Who Can Do The Crow Pose And Variations?
Technically speaking, anybody can do the crow pose and its variations. It’s not an easy pose to master by any means, but for most people, it’s fairly accessible.
To see if you are able to attempt the crow pose, here’s a checklist of movements that will test your flexibility, balance, and strength. If you struggle with these, make sure to target whatever you are struggling with before you attempt the crow pose to prevent injury.
Hold A Plank Pose – Core Strength
Holding a plank isn’t easy if you don’t have good core strength. You will need to hold this plant for 30 seconds, ideally without your arms shaking, to test if you have the upper body and core strength to attempt the crow pose.
Tabletop Stretch – Wrist Flexibility
You need to have flexible wrists to hold your body weight without straining or tension. To test this, start in a tabletop position with your hands directly under your shoulders.
Lean forward slightly, and see if you can keep your palms completely flat. If they remain grounded, you have good wrist flexibility.
Chaturanga Push-Ups – Shoulder Strength
Chaturanga push-ups are a good exercise for anyone needing to strengthen their shoulders. While you won’t need to straighten your arms in a crow pose, these push-ups will test whether you have the shoulder strength required to attempt the pose.
Knee To Triceps – Hip Flexibility
Lastly, you need to know if you have enough hip flexibility to perform the crow pose.
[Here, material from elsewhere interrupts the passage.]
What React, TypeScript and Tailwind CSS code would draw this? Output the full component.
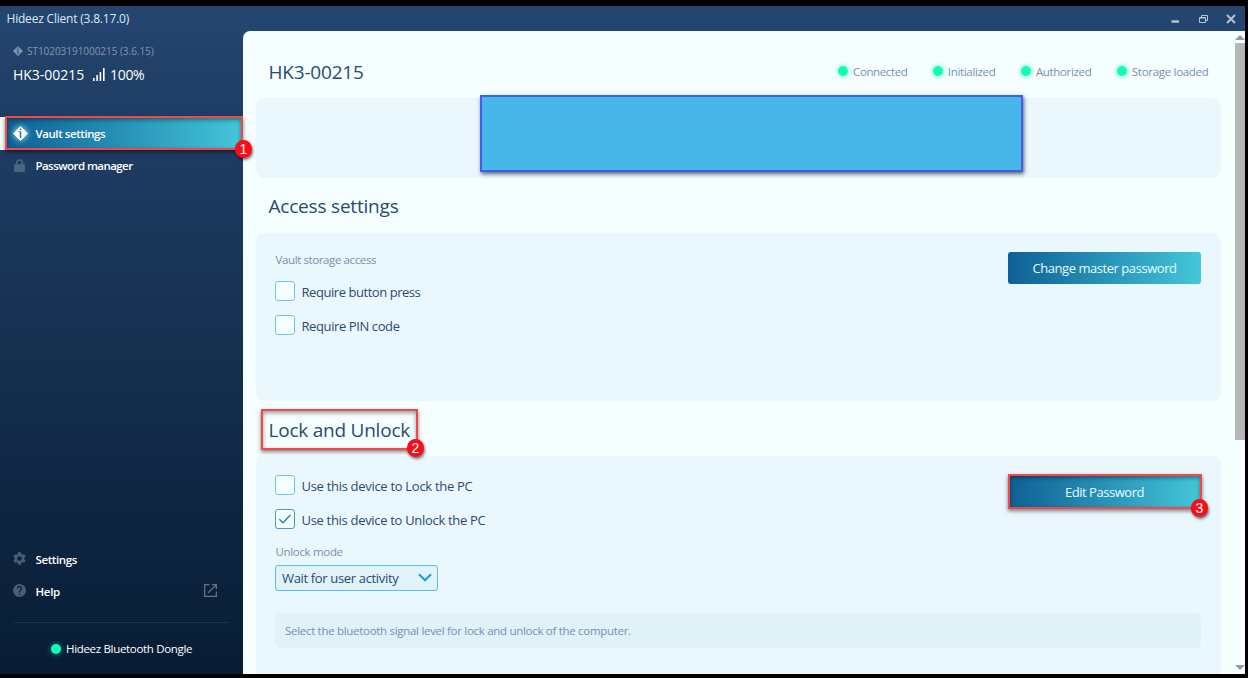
import React from "react";

function Diamond({ className, hole }: { className: string; hole: string }) {
  return (
    <svg viewBox="0 0 16 16" className={className} aria-hidden="true">
      <path d="M8 .6 15.4 8 8 15.4.6 8Z" fill="currentColor" stroke="currentColor" strokeWidth="1" strokeLinejoin="round" />
      <rect x="7.200" y="2.600" width="1.600" height="1.700" fill={hole} />
      <path d="M6.100 5.600H8.800V12.800H7.200V6.700H6.100Z" fill={hole} />
    </svg>
  );
}

function Dot() {
  return <span className="block size-[10px] shrink-0 rounded-full bg-[#0dffb4] shadow-[0_0_5px_1px_rgba(13,235,170,0.4)]" />;
}

function Status({ label, className }: { label: string; className: string }) {
  return (
    <div className="flex h-5 items-center gap-[5px]">
      <Dot />
      <span className={`block pt-px text-[11.5px] text-[#7790ae] ${className}`}>{label}</span>
    </div>
  );
}

function Badge({ n, className }: { n: number; className: string }) {
  return (
    <span className={`absolute z-20 flex h-[18px] w-[17px] items-center justify-center rounded-full bg-[#fb0d18] font-['Liberation_Sans',sans-serif] text-[14px] font-normal leading-none text-white shadow-[1px_2px_3px_rgba(0,0,0,0.55)] ${className}`}>
      {n}
    </span>
  );
}

function Outline({ className }: { className: string }) {
  return (
    <span className={`pointer-events-none absolute z-10 border-2 border-[#f4474b] shadow-[0_2px_4px_rgba(0,0,0,0.5),inset_0_2px_4px_rgba(0,0,0,0.4)] ${className}`} />
  );
}

function Check({ label, checked, className }: { label: string; checked?: boolean; className: string }) {
  return (
    <div className="flex h-5 items-center gap-[6.500px]">
      <span className={`flex size-5 shrink-0 items-center justify-center rounded-[3px] border bg-[#f5ffff] ${checked ? "border-[#4a9bbd]" : "border-[#6fc5e9]"}`}>
        {checked && (
          <svg viewBox="0 0 14 12" className="h-3 w-3.5" fill="none" stroke="#2387b0" strokeWidth="1.5">
            <path d="M1.3 6.2 5 9.8 12.4 2" />
          </svg>
        )}
      </span>
      <span className={`whitespace-nowrap pt-[3px] text-[13px] text-[#2a4a72] ${className}`}>{label}</span>
    </div>
  );
}

function Sidebar() {
  return (
    <aside className="flex w-[243px] shrink-0 flex-col text-white">
      <div className="mt-[14px] flex h-[12px] items-center gap-1 pl-[13px] text-[#8296af]">
        <Diamond className="mb-px size-[10px]" hole="#23426b" />
        <span className="pt-px text-[10px] leading-[11px] tracking-[-0.04px] whitespace-nowrap">ST10203191000215 (3.6.15)</span>
      </div>
      <div className="mt-[3px] flex h-[22px] items-center pl-[13px] pt-[6px] text-[14px]">
        <span className="w-[80px] tracking-[-0.02px]">HK3-00215</span>
        <svg viewBox="0 0 12 13" className="h-[13px] w-3" fill="#fff">
          <rect x="0" y="10" width="1.600" height="3" />
          <rect x="3.300" y="7" width="1.600" height="6" />
          <rect x="6.600" y="4" width="1.600" height="9" />
          <rect x="10" y="0" width="1.600" height="13" />
        </svg>
        <span className="ml-[5px] tracking-[-0.3px]">100%</span>
      </div>
      <nav className="mt-[35px] text-[11.5px] font-semibold">
        <div className="relative flex h-[33px] items-center bg-gradient-to-r from-[#0e5e94] to-[#44c7d9] pl-[13px]">
          <span className="absolute left-0 top-0 h-full w-[5px] bg-[#f5ffff]" />
          <Diamond className="size-[15px] drop-shadow-[0_0_3px_#bff]" hole="#2479a8" />
          <span className="ml-[7.500px] tracking-[-0.43px]">Vault settings</span>
          <Outline className="-top-px bottom-0 left-[5px] right-0" />
          <Badge n={1} className="-right-[9px] top-[23px]" />
        </div>
        <div className="flex h-[33px] items-center pl-[13px]">
          <svg viewBox="0 0 12 14" className="mb-0.5 h-[14px] w-[13px] text-[#4c6584]" fill="currentColor">
            <path d="M2.4 5.3V3.8a3.6 3.6 0 0 1 7.2 0v1.5h.7c.7 0 1.2.5 1.2 1.2v5.3c0 .7-.5 1.2-1.2 1.2H1.7C1 13 .5 12.500.5 11.800V6.500c0-.7.5-1.200 1.200-1.200Zm1.500 0h4.200V3.800a2.100 2.100 0 0 0-4.200 0Z" />
          </svg>
          <span className="mb-0.5 ml-[9.500px] tracking-[-0.56px]">Password manager</span>
        </div>
      </nav>
      <div className="mt-auto text-[11.5px] font-semibold">
        <div className="flex h-8 items-center pl-[13px]">
          <svg viewBox="2 2 20 20" className="mb-0.5 size-[13px] text-[#4b5e76]" fill="currentColor">
            <path d="M19.140 12.940c.040-.300.060-.610.060-.940s-.020-.640-.070-.940l2.030-1.580a.490.490 0 0 0 .120-.610l-1.920-3.320a.490.490 0 0 0-.590-.220l-2.390.960a7 7 0 0 0-1.620-.940l-.360-2.540a.480.480 0 0 0-.480-.410h-3.840a.480.480 0 0 0-.470.410l-.360 2.540a7 7 0 0 0-1.620.940l-2.390-.960a.480.480 0 0 0-.590.220L2.740 8.870a.480.480 0 0 0 .120.610l2.030 1.580a7 7 0 0 0 0 1.880l-2.030 1.580a.490.490 0 0 0-.120.610l1.920 3.320c.120.220.370.290.590.220l2.390-.960c.500.380 1.030.700 1.620.940l.360 2.540c.050.240.240.410.480.410h3.840c.240 0 .440-.170.470-.410l.360-2.540a7 7 0 0 0 1.620-.940l2.390.960c.220.080.470 0 .590-.220l1.920-3.320a.480.480 0 0 0-.120-.610ZM12 15.600A3.600 3.600 0 1 1 12 8.400a3.600 3.600 0 0 1 0 7.200Z" />
          </svg>
          <span className="ml-[9.500px] pt-px tracking-[-0.4px]">Settings</span>
        </div>
        <div className="flex h-8 items-center pl-[13px] pr-[26px]">
          <svg viewBox="2 2 20 20" className="mb-px size-[13px] text-[#4b5e76]" fill="currentColor">
            <path d="M12 2a10 10 0 1 0 0 20 10 10 0 0 0 0-20Zm1 17h-2v-2h2Zm2.070-7.750-.900.920C13.450 12.900 13 13.500 13 15h-2v-.500c0-1.100.450-2.100 1.170-2.830l1.240-1.260A2 2 0 1 0 10 9H8a4 4 0 1 1 7.070 2.250Z" />
          </svg>
          <span className="ml-[9.500px] pt-px tracking-[-0.3px]">Help</span>
          <svg viewBox="0 0 14 14" className="mb-px ml-auto size-[13px] text-[#617086]" fill="none" stroke="currentColor" strokeWidth="1.4">
            <path d="M6 .7H.7v12.600h12.600V8M8.500.7h4.800v4.800M13 1 4.500 9.500" />
          </svg>
        </div>
      </div>
      <div className="mx-[13px] mt-[15px] border-t border-[#1c314b]" />
      <div className="flex h-[51px] items-center gap-[5px] pl-[51px] text-[11.5px]">
        <Dot />
        <span className="pt-px tracking-[-0.32px] whitespace-nowrap">Hideez Bluetooth Dongle</span>
      </div>
    </aside>
  );
}

function Main() {
  return (
    <main className="relative flex min-w-0 flex-1 overflow-hidden rounded-tl-[7px] bg-[#f5ffff]">
      <div className="flex min-w-0 flex-1 flex-col pl-[13px] pr-[13px] text-[#2a4a72]">
        <header className="flex h-[67px] shrink-0 items-center justify-between pl-[12.500px] pr-[12.500px] pt-[15px]">
          <h1 className="text-[19px] tracking-[-0.2px]">HK3-00215</h1>
          <div className="mb-0.5 flex gap-[25.500px]">
            <Status label="Connected" className="tracking-[-0.4px]" />
            <Status label="Initialized" className="tracking-[-0.33px]" />
            <Status label="Authorized" className="tracking-[-0.35px]" />
            <Status label="Storage loaded" className="tracking-[-0.3px]" />
          </div>
        </header>
        <section className="relative h-20 shrink-0 rounded-lg bg-[#eaf8fd]">
          <div className="absolute -top-[3px] left-[224px] h-[77px] w-[543px] border-2 border-[#425cf2] bg-[#46b7e8] shadow-[1px_2px_4px_rgba(0,0,0,0.6)]" />
        </section>
        <h2 className="flex h-[55px] shrink-0 items-center pl-[12.500px] pt-0.5 text-[19px] tracking-[-0.2px]">Access settings</h2>
        <section className="flex h-[168px] shrink-0 justify-between rounded-lg bg-[#eaf8fd] pl-[19px] pr-5 pt-[19px]">
          <div className="flex flex-col">
            <span className="h-[29px] pl-[0.500px] text-[11.5px] leading-4 tracking-[-0.39px] text-[#7790ae]">Vault storage access</span>
            <Check label="Require button press" className="tracking-[-0.45px]" />
            <div className="h-[14px]" />
            <Check label="Require PIN code" className="tracking-[-0.4px]" />
          </div>
          <button className="flex h-8 w-[193px] items-center justify-center rounded-[3px] bg-gradient-to-r from-[#0e6095] to-[#44c7d9] pt-0.5 text-[13px] tracking-[-0.45px] text-[#e8fbff]">Change master password</button>
        </section>
        <div className="flex h-[55px] shrink-0 items-start pl-[5px] pt-2">
          <div className="relative flex h-[41px] w-[157px] items-center pl-[7.500px] pt-px">
            <h2 className="whitespace-nowrap text-[19px] tracking-[-0.23px]">Lock and Unlock</h2>
            <Outline className="inset-0" />
            <Badge n={2} className="-right-[6px] bottom-[-7px]" />
          </div>
        </div>
        <section className="flex h-[240px] shrink-0 flex-col rounded-lg bg-[#eaf8fd] pl-[19px] pr-5 pt-[19px]">
          <div className="flex justify-between">
            <div className="flex flex-col gap-[14px]">
              <Check label="Use this device to Lock the PC" className="tracking-[-0.3px]" />
              <Check label="Use this device to Unlock the PC" checked className="tracking-[-0.31px]" />
            </div>
            <div className="relative -mt-px h-[35px] w-[193px]">
              <button className="flex h-full w-full items-center justify-center bg-gradient-to-r from-[#0e6095] to-[#44c7d9] pt-0.5 text-[13px] tracking-[-0.45px] text-[#e8fbff]">Edit Password</button>
              <Outline className="-right-px bottom-0 left-0 top-0" />
              <Badge n={3} className="-right-[7px] bottom-[-8px]" />
            </div>
          </div>
          <span className="mt-[14px] h-[22px] pl-[0.500px] pt-px text-[11.5px] leading-4 tracking-[-0.33px] text-[#7790ae]">Unlock mode</span>
          <div className="flex h-[26px] w-[163px] items-center justify-between rounded-[3px] border border-[#5bbde6] bg-[#e1f2f9] pl-[6px] pr-[5px] text-[13px]">
            <span className="pt-0.5 tracking-[-0.34px]">Wait for user activity</span>
            <svg viewBox="0 0 14 9" className="mb-px h-[9px] w-[14px]" fill="none" stroke="#21a0df" strokeWidth="2.300">
              <path d="M1 1.200 7 7.200 13 1.200" />
            </svg>
          </div>
          <p className="mt-[22px] flex h-[35px] items-center rounded-[6px] bg-[#e0f1f8] pl-[10px] pt-px text-[11.5px] tracking-[-0.3px] text-[#7790ae]">Select the bluetooth signal level for lock and unlock of the computer.</p>
        </section>
      </div>
      <div className="flex w-[11px] shrink-0 flex-col items-center">
        <svg viewBox="0 0 10 5" className="mt-1 h-[5px] w-[10px]" fill="#969a9a"><path d="M0 5 5 0 10 5Z" /></svg>
        <div className="mt-[3px] h-[397px] w-[10px] bg-[#b5b7b7]" />
        <svg viewBox="0 0 10 5" className="mb-1 mt-auto h-[5px] w-[10px]" fill="#969a9a"><path d="M0 0 5 5 10 0Z" /></svg>
      </div>
    </main>
  );
}

export default function App() {
  return (
    <div className="h-[678px] w-[1248px] overflow-hidden bg-black pb-1 pr-[3px] pt-[6px] font-['Open_Sans','Noto_Sans',sans-serif]">
      <div className="flex h-full flex-col bg-gradient-to-b from-[#24456f] to-[#081c34]">
        <div className="flex h-[25px] shrink-0 items-center bg-[#24456f] pl-[6.500px] pr-[9px] text-[12px] text-[#dfe9f5]">
          <span className="tracking-[-0.2px]">Hideez Client (3.8.17.0)</span>
          <svg viewBox="0 0 66 12" className="ml-auto h-3 w-[66px]" fill="none" stroke="#b5c3d5">
            <path d="M1.500 8.500H9" strokeWidth="2.500" />
            <path d="M29.500 4.500h6v5h-6ZM31.500 4.500v-2h6v5h-2M29.500 5h6" />
            <path d="m57 2 8 8m0-8-8 8" strokeWidth="2" />
          </svg>
        </div>
        <div className="flex min-h-0 flex-1">
          <Sidebar />
          <Main />
        </div>
      </div>
    </div>
  );
}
This can be checked by lying on your back and pulling one knee at a time into your chest.
You’ll know if you have enough hip flexibility if you can touch your knee to your elbow without pain or tension.
How To Fix Crow Pose Misalignments
If you’re struggling to master the crow pose, there’s a chance you’re doing a number of things wrong. Here is how to fix these misalignments.
Spread Your Fingers
To improve your balancing, you need to spread your fingers as wide as possible. This will help to ground the knuckles into the floor, and then evenly distribute the weight across the fingers and palms.
You will also need to rely on your hands rather than put all of your body weight on your wrists, which can cause injury.
Bend Your Elbows
As we mentioned earlier, the difference between the crow pose and the crane pose is that the crane pose requires straight arms. If you’re struggling to hold yourself up, it might be because you haven’t bent your elbows enough.
Don’t be afraid to go into a deep bend – this is what makes the pose easier to accomplish!
Place Your Knees On Your Arms
Resist the temptation to place your knees on the outsides of your arms. While this might feel more comfortable, this is actually a different pose all together, known as the flying frog. Instead, rest your knees on the backs of your upper arms. This will help your balance.
So, there you have it! The crow pose might be a tricky yoga pose to master, but once you have accomplished the pose, there are several variations that will challenge your balance, flexibility, and strength.